Ana Carmona ha esgrimido en contra de esta operación, en primer término, que

«emplear el decreto ley para limitar derechos fundamentales genera un vicio de inconstitucionalidad evidente, puesto que la afectación de los mismos queda expresamente vedada a la potestad de urgencia atribuida a los Gobiernos». Y, en segundo lugar, que «la limitación de derechos fundamentales que se propone llevar a cabo en el excepcional contexto generado por los brotes, cuyos destinatarios no son individuos concretos, sino todos aquellos que residen en los territorios afectados, exigiría declarar el estado de alarma en dicho ámbito geográfico».

De este segundo argumento ya hemos dado cuenta antes. Detengámonos ahora en el primero. El artículo 86 de la Constitución prohíbe, ciertamente, que los decretos-leyes «afecten» a los deberes, derechos y libertades de los ciudadanos reconocidos en su Titulo I. Pero el Tribunal Constitucional ha interpretado de un modo extremadamente laxo esta prohibición, hasta el punto de estimar, por ejemplo, que: un decreto-ley que expropia un grupo de empresas no «afecta» al derecho de propiedad privada (STC 111/1983); un decreto-ley que tipifica nuevas infracciones y sanciones administrativas no «afecta» al derecho fundamental a la legalidad sancionadora (STC 3/1988); y un decreto-ley que aumenta el tipo de cierto impuesto tampoco «afecta» al deber de contribuir al sostenimiento de los gastos públicos (STC 137/2003).

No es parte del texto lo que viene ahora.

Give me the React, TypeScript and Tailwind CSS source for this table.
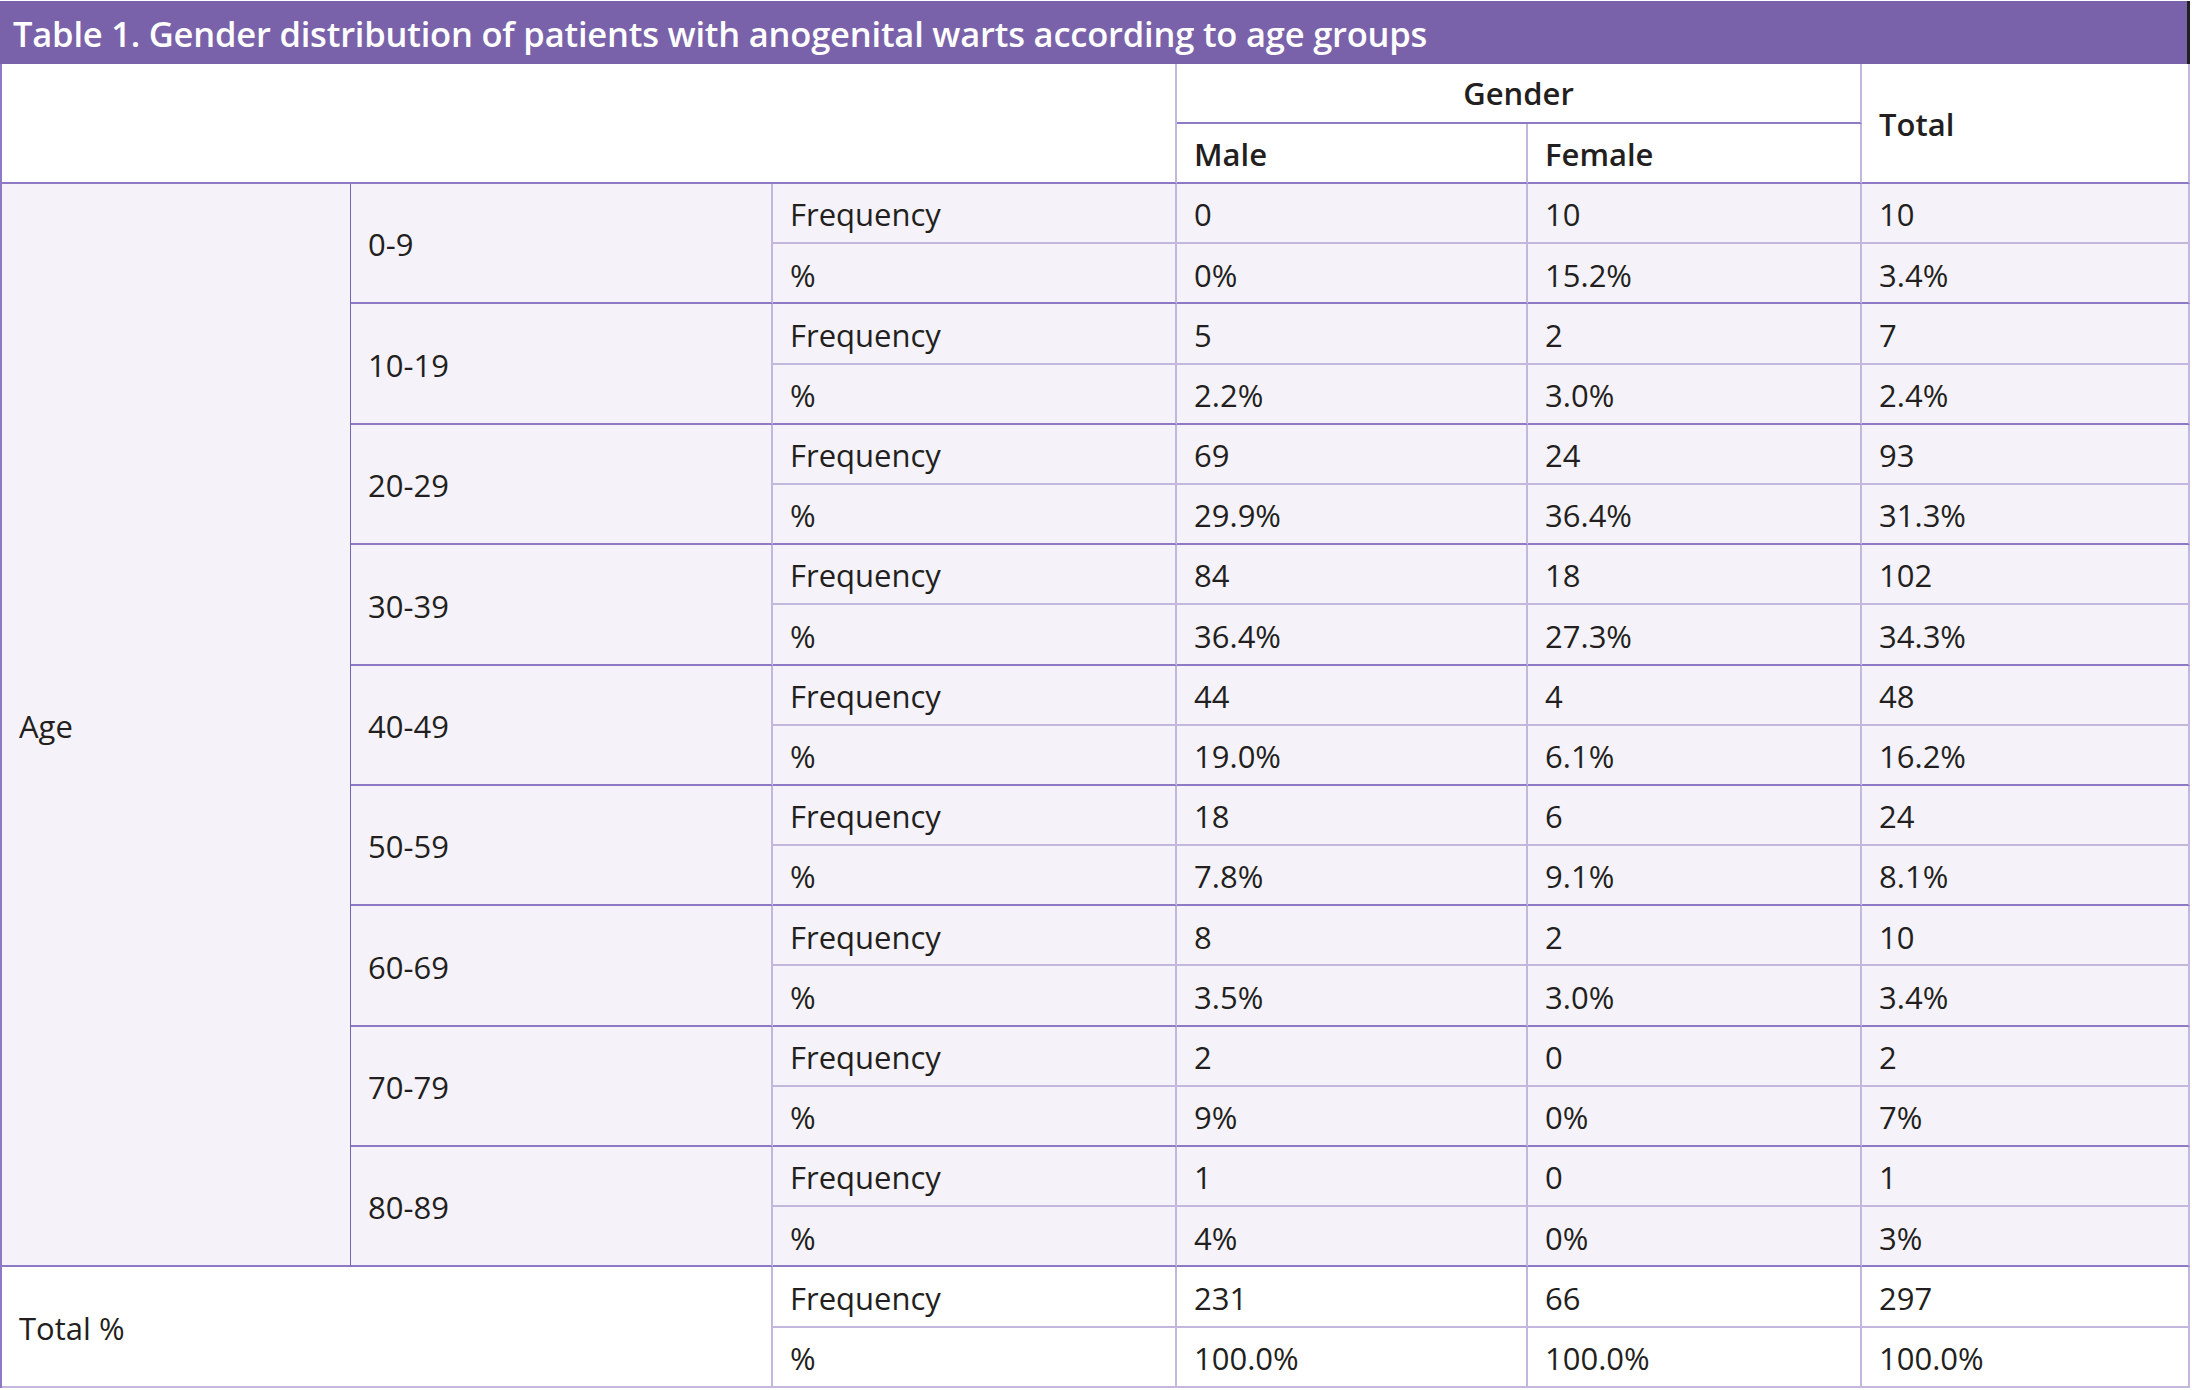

A la vista de esta jurisprudencia y del contenido del citado Decreto-ley catalán, cabe razonablemente sostener que este es conforme con la Constitución. Resulta determinante a estos efectos el hecho de que el mismo no amplia las posibilidades que la Generalitat tiene de limitar los derechos fundamentales, sino que, por el contrario, las reduce, las constriñe, al someter el amplísimo poder que le confiere el artículo 3 LOMESP a ciertas reglas sustantivas y de procedimiento, reforzando así las garantías y la seguridad de los afectados. Se establece, por ejemplo, que las medidas: se adecuarán al principio de proporcionalidad; se establecerán teniendo en cuenta siempre la menor afectación a los derechos de las personas, y siempre que sea posible, se [ajustarán] territorialmente al mínimo ámbito necesario para su efectividad; advertirán explícitamente de su carácter obligatorio, en caso de tenerlo; indicarán su duración, que en principio no podrá ser superior a quince días, salvo que se justifique la necesidad de establecer un plazo superior, sin perjuicio de posibles prórrogas, etc.